Machine-generated content: this includes content that’s created by computers – for example, Machine Generated support content created by piecing together user traffic about problems – as well as Machine Translated content. Machine Generated content, and especially MT content is, as we localization people know, often of very poor quality.

What does this mean for Localization?


Being in the localization business myself, I want to tie this in to the effect on localization. In some ways this ‘crapification’ works against us: garbage in garbage out, after all, and if the source content is badly written then it’s harder for the translators to do a good job, be they humans or machines. But at the same time, this can work for us – especially when it comes to Machine Translation, where there are a couple of things that are making even raw MT more acceptable:

MT engine improvements: MT quality has steadily improved over the past 50 years (yes it’s been around at least that long!) Major improvements, like statistical MT and now neural MT, seem to occur every 10 years or so. Perfect human-quality MT is still ‘only 5 years out’ and will undoubtedly continue to be so for a long time, but quality is steadily improving.

User expectations: The good news for MT is that due to the crapification of language the expectations bar has been coming down, and people are much more willing to accept raw MT, warts and all. Despite the quality problems, more & more people are using web-based MT services like Google Translate, Bing Translator, etc., to read and write content in other languages.  As with texting above, they’re more concerned with content than with form: they’re OK with errors as long as they can understand the content or at least get the gist of it. This seems to be true even for countries that have traditionally had a high bar for language quality, like Japan and France. As shown in the chart below, we’ve already passed the point that raw MT is acceptable for some types of content. (Note that this chart is purely illustrative and is not based on hard data.)

Of course the bar remains high for things like legal documents, marketing content and of course your own personal homepage, but it’s getting lower for many other types of content, especially for things like support content (which many companies have been MTing for years), as well as for blogs and other informal content. In fact, the graph could be redrawn something like this:


Is there any hope for language quality?


As the quality of machine-generated and machine-translated content improves and as editing and proofing tools become better and more ubiquitous, the quality of all content will improve, until we approach the days of professionally edited and proofread books and magazines. As bad writing disappears and people grow accustomed to seeing well-written content, I think even unedited human language quality will start to curve back up again. (I’ve tried to capture this in the graphs above.)
So yes, I believe the crapification of language will slow and eventually reverse itself (hmm, unpleasant plumbing image there)! This doesn’t mean languages won’t continue to evolve, fortunately. That’s one of the things that make them so fascinating – and so challenging to translate.

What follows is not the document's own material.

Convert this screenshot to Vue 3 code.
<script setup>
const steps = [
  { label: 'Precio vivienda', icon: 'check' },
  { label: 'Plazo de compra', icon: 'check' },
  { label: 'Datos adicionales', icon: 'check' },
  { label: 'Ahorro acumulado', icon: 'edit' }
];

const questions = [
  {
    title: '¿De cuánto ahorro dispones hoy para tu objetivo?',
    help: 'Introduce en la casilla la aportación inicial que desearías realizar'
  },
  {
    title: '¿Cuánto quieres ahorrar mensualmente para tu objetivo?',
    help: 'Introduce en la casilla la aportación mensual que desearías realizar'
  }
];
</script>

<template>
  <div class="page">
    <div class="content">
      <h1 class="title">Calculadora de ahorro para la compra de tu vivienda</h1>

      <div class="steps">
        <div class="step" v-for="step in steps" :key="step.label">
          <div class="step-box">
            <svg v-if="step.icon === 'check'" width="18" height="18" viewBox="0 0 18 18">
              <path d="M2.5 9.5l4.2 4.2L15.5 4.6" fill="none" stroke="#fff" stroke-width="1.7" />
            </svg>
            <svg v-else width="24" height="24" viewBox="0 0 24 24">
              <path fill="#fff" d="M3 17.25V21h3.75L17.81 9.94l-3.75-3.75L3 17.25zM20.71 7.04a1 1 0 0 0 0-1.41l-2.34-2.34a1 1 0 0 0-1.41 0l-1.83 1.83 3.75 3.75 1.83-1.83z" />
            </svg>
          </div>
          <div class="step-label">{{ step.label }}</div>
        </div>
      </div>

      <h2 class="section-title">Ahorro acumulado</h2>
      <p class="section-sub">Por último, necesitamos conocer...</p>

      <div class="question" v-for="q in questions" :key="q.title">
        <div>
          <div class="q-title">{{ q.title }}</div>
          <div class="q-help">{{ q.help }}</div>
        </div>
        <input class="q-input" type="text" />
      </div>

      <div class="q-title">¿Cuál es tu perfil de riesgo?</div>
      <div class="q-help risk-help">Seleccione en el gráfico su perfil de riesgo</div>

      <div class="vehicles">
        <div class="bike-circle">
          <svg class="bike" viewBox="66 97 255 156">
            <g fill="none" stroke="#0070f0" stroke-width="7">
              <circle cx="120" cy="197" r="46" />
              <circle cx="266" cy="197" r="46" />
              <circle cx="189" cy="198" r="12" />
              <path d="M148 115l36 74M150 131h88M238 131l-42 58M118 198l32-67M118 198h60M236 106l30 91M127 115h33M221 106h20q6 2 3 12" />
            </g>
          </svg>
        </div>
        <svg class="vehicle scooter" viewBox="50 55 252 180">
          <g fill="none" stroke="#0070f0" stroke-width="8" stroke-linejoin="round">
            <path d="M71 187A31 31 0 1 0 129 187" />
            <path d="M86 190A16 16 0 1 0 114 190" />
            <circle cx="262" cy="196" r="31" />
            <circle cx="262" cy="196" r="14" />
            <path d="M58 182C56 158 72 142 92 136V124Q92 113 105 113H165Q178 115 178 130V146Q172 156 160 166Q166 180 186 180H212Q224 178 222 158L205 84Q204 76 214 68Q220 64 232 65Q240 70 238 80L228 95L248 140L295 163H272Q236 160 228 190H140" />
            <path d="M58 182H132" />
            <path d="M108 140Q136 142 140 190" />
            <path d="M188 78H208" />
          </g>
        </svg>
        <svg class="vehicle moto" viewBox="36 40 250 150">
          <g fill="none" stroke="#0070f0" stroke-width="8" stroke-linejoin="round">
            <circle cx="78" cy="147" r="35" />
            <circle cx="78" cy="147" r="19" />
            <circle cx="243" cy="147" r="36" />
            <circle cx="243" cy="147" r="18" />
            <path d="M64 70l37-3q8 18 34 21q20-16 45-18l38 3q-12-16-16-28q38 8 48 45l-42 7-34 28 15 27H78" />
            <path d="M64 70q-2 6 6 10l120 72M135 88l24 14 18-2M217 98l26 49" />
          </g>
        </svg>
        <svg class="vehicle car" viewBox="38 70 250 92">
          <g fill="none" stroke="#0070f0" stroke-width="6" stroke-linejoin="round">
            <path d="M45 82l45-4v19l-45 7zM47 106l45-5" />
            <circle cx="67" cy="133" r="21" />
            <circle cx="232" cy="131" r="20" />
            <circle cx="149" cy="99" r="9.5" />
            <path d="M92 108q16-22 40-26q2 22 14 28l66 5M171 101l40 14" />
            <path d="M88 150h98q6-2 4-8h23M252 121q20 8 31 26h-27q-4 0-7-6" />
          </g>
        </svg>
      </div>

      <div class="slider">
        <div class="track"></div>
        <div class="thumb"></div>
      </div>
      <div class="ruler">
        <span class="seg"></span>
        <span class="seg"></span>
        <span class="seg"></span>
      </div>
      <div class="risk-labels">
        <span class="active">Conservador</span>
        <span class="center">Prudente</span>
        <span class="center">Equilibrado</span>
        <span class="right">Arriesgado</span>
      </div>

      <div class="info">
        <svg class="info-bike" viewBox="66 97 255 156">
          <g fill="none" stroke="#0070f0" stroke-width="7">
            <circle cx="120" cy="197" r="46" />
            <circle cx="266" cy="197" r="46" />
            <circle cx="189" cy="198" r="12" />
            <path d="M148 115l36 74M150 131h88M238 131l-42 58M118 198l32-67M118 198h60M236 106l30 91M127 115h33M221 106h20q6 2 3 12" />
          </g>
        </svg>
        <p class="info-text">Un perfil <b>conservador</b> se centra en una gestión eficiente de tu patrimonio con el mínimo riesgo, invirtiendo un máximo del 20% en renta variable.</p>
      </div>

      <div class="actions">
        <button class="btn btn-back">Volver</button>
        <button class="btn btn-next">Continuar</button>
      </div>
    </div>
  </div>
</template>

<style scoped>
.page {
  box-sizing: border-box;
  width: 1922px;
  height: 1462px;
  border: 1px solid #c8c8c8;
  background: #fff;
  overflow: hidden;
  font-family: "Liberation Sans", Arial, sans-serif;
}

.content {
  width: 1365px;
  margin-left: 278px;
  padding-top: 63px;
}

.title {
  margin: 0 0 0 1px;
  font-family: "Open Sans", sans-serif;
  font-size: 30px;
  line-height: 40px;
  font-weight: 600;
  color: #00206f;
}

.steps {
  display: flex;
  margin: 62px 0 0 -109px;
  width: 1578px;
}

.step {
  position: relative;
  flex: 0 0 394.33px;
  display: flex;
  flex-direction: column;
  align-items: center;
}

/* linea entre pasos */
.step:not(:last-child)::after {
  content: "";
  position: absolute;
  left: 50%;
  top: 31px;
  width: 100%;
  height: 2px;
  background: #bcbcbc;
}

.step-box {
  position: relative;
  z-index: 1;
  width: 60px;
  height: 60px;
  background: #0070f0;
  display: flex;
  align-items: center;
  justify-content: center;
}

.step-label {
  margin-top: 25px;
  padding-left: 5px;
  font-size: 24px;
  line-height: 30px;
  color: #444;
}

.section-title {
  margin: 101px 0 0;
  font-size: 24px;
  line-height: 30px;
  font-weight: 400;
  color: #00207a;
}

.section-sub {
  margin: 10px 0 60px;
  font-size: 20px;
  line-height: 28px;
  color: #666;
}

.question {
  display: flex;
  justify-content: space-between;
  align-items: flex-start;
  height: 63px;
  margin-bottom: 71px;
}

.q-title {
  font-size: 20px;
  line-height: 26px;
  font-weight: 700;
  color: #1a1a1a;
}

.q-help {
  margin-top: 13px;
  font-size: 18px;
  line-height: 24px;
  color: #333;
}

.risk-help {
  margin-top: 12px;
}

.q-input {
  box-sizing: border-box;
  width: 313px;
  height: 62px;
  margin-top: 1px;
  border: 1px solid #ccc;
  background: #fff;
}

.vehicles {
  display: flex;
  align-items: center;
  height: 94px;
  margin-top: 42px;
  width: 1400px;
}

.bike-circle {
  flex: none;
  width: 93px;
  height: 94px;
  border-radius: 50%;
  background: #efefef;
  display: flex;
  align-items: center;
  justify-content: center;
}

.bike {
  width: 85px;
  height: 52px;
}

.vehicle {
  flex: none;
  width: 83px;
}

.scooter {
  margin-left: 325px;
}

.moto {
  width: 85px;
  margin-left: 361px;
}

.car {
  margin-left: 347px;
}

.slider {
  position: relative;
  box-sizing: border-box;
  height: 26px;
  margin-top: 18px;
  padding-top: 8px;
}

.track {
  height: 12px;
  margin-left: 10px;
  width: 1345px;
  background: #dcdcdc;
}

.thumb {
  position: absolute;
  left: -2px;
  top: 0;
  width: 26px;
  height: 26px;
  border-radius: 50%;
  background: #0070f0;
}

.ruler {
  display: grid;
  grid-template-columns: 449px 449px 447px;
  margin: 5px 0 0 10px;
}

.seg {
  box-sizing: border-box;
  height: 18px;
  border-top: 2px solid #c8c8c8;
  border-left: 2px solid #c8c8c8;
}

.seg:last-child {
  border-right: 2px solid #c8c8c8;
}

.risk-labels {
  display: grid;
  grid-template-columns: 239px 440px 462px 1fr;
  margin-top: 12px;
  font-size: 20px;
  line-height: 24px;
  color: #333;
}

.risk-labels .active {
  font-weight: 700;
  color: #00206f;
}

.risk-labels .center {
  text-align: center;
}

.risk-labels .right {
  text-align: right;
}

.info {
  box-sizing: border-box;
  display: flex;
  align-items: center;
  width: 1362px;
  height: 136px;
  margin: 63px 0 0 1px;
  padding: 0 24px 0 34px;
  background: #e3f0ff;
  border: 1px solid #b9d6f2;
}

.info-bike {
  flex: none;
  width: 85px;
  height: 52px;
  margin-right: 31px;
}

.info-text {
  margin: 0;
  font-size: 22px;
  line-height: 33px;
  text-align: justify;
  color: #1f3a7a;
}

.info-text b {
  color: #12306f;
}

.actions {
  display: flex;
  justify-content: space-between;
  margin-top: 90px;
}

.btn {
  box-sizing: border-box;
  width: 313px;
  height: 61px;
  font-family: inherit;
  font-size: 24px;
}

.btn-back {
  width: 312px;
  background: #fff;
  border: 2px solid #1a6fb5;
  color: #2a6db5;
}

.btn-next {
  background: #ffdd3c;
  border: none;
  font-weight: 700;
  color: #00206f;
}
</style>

Some key excerpts from the comments at the original post are listed below:

David Snider: The crapification 'helps' localization teams by allowing them to put more assets in the 'good enough' bucket. The real question for raw MT is: "is my customer better off having to fight their way through a badly-translated MT article and maybe get the help they need, or are they better off not getting the help at all?"
Jorge Russo dos Santos :I disagree that we will see content revert to a golden age of quality. I think, that we see today, there are different quality levels for content and that will continue to appear. If anything, the tolerance to poorly written content will probably increase, as people consume more and more content, but there will pockets where people will require premium content and will be willing to pay for it, either in the original languages or on the localized language(s) and this will not be only for legal.

Please go to the original posting to see all the comments at this link.

  David Snider, Globalization Architect at LinkedIn


  1. I posted the following comment there, but I think it is relevant here, too:
    Interesting to see the concept of "crapification" in connection with localisation on LinkedIn. Perhaps this explains why I only ever get clickbait e-mails from LinkedIn - the whole of the content is "crapified" even without any translation (e.g. job leads that I don't want because I'm not looking for a job but there's no way of telling LinkedIn that; mails asking me to congratulate people I hardly know on assorted non-events in their working life).

    This throws an interesting light on the theory of an explosion in the volume of content which needs instant translation and needs MT: much of it is content that nobody wants exept the PR gurus who write it - so of course nobody cares about the translation quality.

    Perhaps someone could write an article explaining the distinction between the "crapification of localisation" and the age-old concept of verbal diarrhoea.

    1. Victor, I'm sorry you feel LinkedIn content isn't valuable to you; this post isn't about LinkedIn, but as a LinkedIn employee I do want to respond briefly.

      We put a lot of effort into making our content relevant to our members, but its hard to please all of the people all of the time - for example, some people do want to know about job openings or to congratulate connections on special events. For this reason we let our members control the type and frequency of communications as much as possible. I've sent you a connection request, so if you'll accept it I'll show you the ways you can improve content relevance.


    2. Thanks for replying, Dave, and I've accepted your content request.
      However, the wider point here (and the reason why I posted the comment here too) is that many MT artists claim that the rapid rise in the global text volume is the killer argument for MT and post-editing. My suggestion is that at least some of this volume is content-for-content's-sake. So the suggestion that quality is secondary (or that TAUS's quality erosion "standards" are appropriate) is just a roundabout way of saying that much of this stuff isn't really worth saying IN ANY LANGUAGE.

      Whether this applies to LinkedIn is another issue, and I am happy to shift that part of the discussion to that forum itself.